Just browse the snack aisles and dessert section at your local convenience store to see all the creative chocominto creations. Better yet, visit all three major ones to compare what’s in stock.

4. Chilled Pork Salad | 冷しゃぶサラダ

A dish that requires no more than 10-15 minutes to prepare, a chilled pork salad (rei shabu salad) is a summer must.

Using the technique to cook a shabu shabu hot pot, dip thinly sliced pork is into hot water and set atop a bed of crisp lettuce. Garnish with sliced tomatoes, sesame seeds and sesame dressing atop crisp lettuce. 

If use mini tomatoes you wouldn’t even need to use a knife as you can tear apart the lettuce with your hands. 

Since iceberg lettuce lacks the nutrient that dark leafy greens have, swap them out or add mizuna leaves, broccoli florets and saya beans (thin, flat peas in a pod). 

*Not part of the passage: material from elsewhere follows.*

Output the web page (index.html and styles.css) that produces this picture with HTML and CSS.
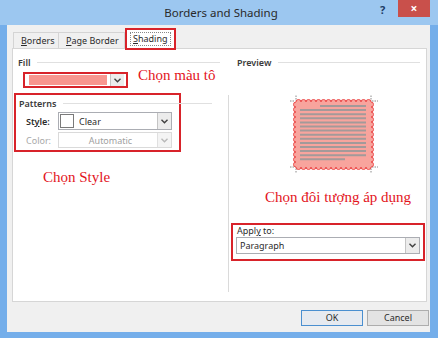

I like to add kaiware (baby daikon sprouts) as well because of the peppery kick they add — and because they’re almost always in a supermarket for less than 50 yen.

I also use leftover rei shabu salad and noodles to make another cold noodle dish so I don’t have to cook much when it’s hot.

5. Kakigoori | かき氷

My personal favoriteon this list, kakigoori, or shaved ice, is Japan’s quintessential summer treat.

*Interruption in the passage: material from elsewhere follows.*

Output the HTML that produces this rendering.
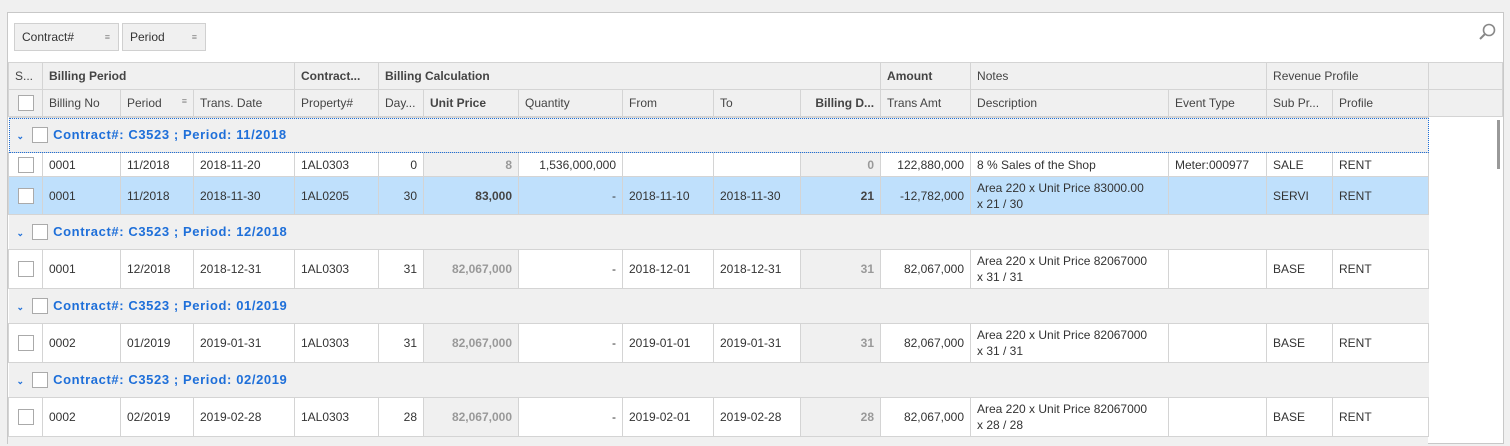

Popular shops, like Asami Reizou in Chichibu, Saitama Prefecture, command wait times of an hour or more! (I’ve been there and the key is to go early in the morning before the shop opens! You’ll still wait, but the temperatures will be comparatively cooler.)

Kakigoori is almost 1000 years old, and the technique has been perfected across centuries. This has resulted in a “fluffier,” airy mountain of shaved ice that is as light as freshly fallen snow.

The traditional, old-school method of making kakigoori involves cutting blocks of ice from a frozen body of freshwater, then storing in a freezer until summer rolls around. This block of ice is then shaved with a hand-spun machine.

Be on the lookout for this blue and red banner when you’re craving kakigoori!

Classic flavors include kinako (roasted soybean powder), ichigo (strawberry), matcha, and azuki (red bean paste). Kakigoori is served with a side of condensed milk (練乳 | ren nyuu). At summer festivals, you’ll get bright, colorful flavors like blue Hawaii, pineapple, and melon soda.

One variation of kakigoori worth trying is shirokuma (しろくま). It’s a colorful, fruity concoction topped with condensed milk, mikan, cherries, pineapple chunks, raisins, mochi, and adzuki beans.

In recent years, Taiwanese-style (baobing/tsuabing) and Korean-style (bingsu) shaved ice stores have been popping up across Japan.

If you can’t escape the heat, these 5 delicious ways to stay cool this summer in Japan make things more manageable. Which of these five dishes and treats will you recreate at home first?